## RECORDS FOR THE TASK
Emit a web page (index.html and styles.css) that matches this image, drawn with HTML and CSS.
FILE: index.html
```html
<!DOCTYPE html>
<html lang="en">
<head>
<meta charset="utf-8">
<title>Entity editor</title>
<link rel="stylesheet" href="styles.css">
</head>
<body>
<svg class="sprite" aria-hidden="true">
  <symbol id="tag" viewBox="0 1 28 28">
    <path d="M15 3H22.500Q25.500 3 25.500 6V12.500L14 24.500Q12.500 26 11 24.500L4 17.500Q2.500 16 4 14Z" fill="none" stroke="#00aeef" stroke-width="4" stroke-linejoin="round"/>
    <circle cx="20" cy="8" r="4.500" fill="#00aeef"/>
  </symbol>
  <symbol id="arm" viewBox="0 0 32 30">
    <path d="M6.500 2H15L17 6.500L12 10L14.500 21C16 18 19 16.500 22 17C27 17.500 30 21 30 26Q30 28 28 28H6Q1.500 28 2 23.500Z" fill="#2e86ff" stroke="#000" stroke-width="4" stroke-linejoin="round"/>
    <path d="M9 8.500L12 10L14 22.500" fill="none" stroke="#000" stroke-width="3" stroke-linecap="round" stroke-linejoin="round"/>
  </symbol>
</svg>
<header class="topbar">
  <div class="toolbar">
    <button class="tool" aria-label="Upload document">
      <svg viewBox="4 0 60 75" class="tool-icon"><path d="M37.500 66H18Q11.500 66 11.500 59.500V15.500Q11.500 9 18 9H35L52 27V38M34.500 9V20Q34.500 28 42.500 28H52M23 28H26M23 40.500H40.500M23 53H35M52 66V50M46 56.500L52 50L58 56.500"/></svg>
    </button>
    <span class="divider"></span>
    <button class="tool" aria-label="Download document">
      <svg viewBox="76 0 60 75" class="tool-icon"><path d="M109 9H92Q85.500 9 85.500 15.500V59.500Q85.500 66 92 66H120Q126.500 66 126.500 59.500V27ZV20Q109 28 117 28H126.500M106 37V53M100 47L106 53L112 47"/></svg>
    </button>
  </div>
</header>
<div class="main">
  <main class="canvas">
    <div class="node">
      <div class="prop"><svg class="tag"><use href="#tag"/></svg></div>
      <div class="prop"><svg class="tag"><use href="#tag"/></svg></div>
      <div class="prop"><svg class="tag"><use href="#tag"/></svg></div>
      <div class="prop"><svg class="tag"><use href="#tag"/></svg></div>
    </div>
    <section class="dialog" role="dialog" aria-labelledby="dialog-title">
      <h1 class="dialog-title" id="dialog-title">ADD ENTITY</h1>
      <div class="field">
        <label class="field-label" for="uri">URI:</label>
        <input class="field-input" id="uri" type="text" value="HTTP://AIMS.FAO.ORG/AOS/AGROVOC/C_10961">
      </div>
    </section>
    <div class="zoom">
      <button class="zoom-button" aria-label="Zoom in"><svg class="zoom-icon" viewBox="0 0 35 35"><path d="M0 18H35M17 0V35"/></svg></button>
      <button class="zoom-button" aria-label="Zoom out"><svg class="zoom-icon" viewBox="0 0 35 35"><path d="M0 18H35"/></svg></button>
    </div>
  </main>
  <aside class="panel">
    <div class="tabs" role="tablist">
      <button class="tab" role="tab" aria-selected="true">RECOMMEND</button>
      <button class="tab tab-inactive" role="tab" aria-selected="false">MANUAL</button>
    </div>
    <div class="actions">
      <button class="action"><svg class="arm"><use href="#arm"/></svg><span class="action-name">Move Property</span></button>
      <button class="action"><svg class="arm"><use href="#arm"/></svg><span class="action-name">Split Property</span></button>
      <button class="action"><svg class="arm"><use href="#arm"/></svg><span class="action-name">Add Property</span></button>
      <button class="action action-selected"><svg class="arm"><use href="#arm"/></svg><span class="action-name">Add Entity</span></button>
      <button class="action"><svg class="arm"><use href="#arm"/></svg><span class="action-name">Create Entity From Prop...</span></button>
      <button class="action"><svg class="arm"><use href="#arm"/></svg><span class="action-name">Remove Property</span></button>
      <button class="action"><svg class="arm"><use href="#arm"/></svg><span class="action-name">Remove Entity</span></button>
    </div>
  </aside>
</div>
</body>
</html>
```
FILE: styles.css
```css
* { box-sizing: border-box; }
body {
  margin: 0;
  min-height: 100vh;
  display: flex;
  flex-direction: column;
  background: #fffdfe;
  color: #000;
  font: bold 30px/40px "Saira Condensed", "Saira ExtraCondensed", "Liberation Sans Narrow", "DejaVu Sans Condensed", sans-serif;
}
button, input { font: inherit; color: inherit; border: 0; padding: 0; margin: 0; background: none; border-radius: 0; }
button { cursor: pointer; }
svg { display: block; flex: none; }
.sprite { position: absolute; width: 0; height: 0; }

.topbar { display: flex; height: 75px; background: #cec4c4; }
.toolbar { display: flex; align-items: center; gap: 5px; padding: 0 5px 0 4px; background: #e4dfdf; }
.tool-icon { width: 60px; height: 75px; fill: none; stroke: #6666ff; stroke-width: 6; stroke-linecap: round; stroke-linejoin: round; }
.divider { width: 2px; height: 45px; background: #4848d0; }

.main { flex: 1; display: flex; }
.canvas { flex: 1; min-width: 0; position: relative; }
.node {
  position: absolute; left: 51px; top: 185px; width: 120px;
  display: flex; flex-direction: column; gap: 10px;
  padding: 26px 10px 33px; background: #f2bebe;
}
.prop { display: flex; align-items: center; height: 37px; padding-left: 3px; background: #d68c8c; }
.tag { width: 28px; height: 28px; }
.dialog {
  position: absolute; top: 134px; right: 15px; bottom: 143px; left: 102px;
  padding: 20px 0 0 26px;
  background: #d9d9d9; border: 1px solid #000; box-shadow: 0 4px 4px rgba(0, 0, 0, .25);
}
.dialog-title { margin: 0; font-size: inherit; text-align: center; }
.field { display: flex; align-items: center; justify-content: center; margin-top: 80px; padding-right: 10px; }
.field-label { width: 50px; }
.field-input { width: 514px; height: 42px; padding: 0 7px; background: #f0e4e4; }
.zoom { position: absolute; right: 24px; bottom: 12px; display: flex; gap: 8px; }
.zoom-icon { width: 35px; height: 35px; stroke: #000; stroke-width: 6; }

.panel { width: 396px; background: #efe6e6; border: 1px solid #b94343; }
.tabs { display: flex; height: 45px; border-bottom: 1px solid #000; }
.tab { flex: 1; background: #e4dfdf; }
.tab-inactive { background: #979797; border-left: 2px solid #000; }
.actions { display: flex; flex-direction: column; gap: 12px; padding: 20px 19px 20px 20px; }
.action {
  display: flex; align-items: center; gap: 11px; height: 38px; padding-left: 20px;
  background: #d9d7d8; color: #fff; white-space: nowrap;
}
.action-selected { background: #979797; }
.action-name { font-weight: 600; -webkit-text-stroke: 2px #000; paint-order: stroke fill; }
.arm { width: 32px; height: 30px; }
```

---

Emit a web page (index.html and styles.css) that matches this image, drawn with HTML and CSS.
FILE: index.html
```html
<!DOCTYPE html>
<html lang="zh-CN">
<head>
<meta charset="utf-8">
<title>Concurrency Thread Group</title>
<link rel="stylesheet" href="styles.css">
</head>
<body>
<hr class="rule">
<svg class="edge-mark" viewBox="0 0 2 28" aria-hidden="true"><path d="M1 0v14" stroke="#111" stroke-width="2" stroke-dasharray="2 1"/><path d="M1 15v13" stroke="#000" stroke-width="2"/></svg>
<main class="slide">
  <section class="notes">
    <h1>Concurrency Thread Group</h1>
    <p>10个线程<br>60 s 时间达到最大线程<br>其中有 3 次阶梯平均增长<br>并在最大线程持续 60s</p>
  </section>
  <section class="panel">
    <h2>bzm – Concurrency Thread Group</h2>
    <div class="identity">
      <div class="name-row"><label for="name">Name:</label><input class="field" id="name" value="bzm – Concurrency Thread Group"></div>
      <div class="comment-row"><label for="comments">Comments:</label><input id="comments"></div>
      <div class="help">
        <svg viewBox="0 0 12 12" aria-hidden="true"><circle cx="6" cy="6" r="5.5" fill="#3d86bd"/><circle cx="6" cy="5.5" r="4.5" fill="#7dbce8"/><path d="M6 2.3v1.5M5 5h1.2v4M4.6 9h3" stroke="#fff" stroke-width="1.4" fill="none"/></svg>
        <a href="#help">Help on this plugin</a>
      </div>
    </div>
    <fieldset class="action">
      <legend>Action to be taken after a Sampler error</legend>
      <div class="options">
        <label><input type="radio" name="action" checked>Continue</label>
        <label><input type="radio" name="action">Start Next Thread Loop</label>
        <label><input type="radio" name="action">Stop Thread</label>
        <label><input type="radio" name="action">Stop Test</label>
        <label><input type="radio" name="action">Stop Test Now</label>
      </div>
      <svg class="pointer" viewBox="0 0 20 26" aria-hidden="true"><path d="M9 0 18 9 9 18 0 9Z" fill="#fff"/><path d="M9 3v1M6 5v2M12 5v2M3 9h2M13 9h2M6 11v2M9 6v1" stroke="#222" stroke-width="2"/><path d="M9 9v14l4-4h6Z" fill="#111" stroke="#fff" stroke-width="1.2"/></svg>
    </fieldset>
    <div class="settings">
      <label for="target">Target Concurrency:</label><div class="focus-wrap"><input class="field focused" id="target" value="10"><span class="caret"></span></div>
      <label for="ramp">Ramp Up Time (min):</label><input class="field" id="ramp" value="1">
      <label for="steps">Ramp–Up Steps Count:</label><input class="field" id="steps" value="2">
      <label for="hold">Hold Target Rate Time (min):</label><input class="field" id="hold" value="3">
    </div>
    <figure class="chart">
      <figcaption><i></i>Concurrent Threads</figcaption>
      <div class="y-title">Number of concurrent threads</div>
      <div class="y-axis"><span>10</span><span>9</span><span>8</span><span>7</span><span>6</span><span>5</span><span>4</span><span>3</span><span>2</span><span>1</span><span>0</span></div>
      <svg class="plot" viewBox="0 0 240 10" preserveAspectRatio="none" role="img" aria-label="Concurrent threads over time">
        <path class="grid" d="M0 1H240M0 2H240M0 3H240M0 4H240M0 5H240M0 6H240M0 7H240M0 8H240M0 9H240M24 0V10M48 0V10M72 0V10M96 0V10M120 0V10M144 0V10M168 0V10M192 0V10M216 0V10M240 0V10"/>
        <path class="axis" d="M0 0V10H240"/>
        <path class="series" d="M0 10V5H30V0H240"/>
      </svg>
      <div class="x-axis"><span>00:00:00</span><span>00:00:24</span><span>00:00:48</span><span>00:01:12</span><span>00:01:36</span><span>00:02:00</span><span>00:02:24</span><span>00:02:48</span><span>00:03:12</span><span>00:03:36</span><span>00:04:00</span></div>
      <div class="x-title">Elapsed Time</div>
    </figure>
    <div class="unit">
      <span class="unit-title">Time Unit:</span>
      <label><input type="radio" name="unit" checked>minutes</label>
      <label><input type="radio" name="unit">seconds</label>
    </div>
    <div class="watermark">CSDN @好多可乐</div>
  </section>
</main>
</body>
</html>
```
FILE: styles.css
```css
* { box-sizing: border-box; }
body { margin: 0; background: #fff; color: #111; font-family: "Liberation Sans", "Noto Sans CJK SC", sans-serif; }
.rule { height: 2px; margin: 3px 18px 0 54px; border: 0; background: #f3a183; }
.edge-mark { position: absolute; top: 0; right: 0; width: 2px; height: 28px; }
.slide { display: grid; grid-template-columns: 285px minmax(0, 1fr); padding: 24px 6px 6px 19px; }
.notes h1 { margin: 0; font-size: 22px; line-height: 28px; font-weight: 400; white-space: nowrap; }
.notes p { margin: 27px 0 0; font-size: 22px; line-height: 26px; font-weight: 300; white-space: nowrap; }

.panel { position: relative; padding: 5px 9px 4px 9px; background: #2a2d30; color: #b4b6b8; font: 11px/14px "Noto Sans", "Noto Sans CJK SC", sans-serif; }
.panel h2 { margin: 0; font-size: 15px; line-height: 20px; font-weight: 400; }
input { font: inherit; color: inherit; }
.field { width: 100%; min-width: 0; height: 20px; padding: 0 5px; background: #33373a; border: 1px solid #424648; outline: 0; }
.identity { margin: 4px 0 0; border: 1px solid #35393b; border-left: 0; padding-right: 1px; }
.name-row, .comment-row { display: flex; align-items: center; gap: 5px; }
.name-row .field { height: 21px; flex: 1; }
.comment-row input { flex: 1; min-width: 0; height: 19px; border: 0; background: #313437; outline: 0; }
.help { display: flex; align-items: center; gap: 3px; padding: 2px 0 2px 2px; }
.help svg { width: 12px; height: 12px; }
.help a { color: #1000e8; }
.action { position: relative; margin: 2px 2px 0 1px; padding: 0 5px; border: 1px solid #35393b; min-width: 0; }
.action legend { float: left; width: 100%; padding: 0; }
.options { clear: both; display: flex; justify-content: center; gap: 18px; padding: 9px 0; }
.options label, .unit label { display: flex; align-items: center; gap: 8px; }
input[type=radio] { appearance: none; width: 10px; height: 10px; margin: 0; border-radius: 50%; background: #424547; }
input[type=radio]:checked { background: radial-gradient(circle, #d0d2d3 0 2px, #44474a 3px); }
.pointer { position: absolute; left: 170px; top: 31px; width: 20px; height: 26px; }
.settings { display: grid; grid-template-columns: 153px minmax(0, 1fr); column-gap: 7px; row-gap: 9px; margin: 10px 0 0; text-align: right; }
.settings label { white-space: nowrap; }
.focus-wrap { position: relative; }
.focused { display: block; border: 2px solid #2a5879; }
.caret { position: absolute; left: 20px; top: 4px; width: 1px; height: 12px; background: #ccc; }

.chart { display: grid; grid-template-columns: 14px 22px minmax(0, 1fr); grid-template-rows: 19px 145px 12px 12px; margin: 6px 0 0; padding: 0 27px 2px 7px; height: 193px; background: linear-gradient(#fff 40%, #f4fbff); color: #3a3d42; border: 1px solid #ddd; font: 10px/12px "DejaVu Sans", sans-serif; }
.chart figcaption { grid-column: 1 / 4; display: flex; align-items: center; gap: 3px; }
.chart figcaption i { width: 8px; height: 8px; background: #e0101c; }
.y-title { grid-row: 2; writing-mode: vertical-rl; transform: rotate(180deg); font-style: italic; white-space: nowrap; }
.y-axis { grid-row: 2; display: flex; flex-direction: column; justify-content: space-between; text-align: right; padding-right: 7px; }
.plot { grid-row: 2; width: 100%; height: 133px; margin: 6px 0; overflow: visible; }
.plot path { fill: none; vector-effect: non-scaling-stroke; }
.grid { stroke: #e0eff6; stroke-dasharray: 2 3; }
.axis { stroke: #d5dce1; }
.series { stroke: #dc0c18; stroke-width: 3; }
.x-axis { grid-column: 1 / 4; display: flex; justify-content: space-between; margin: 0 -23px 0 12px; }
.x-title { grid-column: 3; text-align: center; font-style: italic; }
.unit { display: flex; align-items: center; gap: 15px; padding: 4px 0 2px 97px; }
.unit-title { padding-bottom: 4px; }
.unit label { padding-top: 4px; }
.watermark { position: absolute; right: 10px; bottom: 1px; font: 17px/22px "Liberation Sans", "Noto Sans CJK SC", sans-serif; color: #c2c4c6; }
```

* * *

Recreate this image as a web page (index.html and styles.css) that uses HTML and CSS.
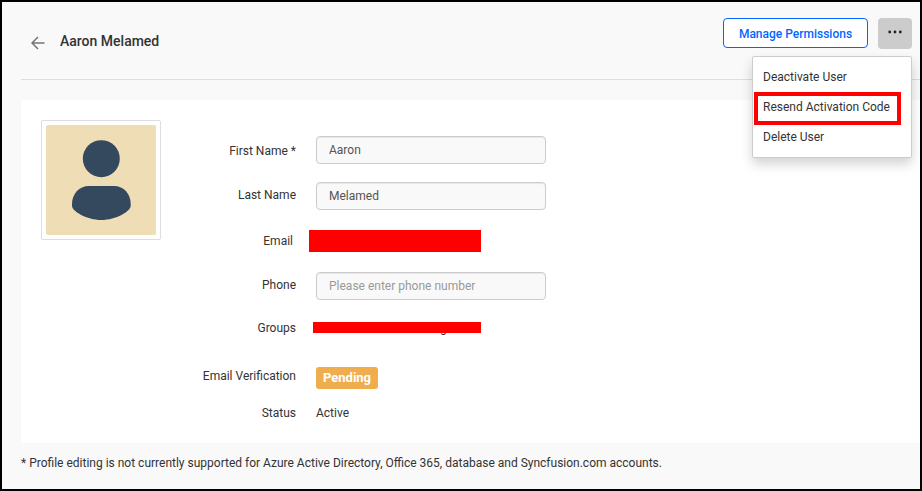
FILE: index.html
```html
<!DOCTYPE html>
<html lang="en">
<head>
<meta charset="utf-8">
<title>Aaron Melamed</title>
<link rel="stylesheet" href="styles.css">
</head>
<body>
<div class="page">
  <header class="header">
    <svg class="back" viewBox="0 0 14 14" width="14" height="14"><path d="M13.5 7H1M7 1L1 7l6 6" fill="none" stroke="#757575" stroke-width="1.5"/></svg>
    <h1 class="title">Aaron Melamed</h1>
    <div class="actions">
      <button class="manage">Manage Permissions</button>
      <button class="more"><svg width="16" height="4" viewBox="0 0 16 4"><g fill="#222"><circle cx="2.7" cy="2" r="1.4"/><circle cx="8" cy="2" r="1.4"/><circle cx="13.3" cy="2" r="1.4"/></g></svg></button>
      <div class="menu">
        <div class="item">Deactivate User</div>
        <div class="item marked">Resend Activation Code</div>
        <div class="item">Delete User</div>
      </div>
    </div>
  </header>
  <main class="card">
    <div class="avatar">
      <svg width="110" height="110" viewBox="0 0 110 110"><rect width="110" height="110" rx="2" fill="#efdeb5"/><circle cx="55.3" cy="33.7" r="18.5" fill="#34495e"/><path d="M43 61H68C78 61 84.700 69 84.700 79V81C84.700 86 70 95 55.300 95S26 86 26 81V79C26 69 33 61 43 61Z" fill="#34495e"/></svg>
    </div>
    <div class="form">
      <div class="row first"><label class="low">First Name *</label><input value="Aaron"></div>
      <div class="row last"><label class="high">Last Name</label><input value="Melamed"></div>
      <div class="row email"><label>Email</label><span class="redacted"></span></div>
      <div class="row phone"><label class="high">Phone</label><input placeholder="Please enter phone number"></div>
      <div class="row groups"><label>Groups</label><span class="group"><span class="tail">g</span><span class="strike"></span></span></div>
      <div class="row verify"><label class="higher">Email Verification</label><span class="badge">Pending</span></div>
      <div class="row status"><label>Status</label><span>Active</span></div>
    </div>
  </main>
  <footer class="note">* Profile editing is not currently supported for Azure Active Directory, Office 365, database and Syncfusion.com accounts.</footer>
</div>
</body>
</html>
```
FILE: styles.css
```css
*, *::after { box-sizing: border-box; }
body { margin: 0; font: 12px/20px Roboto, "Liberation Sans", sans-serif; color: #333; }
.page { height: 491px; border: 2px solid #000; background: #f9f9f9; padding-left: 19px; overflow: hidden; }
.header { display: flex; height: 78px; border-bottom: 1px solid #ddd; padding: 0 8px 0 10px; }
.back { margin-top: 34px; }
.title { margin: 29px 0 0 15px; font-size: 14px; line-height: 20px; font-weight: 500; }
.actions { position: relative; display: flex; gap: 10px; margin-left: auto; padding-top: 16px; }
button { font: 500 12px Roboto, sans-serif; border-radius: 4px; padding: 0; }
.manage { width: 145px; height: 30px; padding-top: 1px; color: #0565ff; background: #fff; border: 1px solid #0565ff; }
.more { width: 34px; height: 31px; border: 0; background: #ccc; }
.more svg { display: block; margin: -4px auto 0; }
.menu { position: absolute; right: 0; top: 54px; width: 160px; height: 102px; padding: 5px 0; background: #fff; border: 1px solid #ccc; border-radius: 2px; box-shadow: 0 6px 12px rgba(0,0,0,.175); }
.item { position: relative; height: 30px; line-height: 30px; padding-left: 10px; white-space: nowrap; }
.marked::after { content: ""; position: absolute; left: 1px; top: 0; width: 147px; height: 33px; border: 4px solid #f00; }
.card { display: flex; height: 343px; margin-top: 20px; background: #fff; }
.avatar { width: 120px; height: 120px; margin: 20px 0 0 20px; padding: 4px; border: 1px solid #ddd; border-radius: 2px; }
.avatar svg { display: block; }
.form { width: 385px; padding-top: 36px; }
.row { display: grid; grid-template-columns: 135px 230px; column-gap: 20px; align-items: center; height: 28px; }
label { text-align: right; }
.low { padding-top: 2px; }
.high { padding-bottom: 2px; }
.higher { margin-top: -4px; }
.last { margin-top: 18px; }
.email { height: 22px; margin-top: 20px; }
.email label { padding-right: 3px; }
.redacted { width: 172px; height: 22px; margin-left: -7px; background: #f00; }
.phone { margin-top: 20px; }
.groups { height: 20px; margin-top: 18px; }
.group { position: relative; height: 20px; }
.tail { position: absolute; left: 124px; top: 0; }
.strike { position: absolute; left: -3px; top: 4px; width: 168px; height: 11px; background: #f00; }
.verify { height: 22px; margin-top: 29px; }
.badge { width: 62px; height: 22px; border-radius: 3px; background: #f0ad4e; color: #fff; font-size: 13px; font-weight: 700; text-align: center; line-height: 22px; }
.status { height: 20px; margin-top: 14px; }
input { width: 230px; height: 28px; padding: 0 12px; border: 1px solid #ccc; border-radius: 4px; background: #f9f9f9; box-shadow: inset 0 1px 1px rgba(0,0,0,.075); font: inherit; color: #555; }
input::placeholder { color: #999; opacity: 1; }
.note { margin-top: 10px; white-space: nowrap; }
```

## STATED TASK
In the entries above, identify each line that includes the string "page", then copy it.

## SOLUTION FOR THIS TASK
Emit a web page (index.html and styles.css) that matches this image, drawn with HTML and CSS.
Emit a web page (index.html and styles.css) that matches this image, drawn with HTML and CSS.
Recreate this image as a web page (index.html and styles.css) that uses HTML and CSS.
<div class="page">
.page { height: 491px; border: 2px solid #000; background: #f9f9f9; padding-left: 19px; overflow: hidden; }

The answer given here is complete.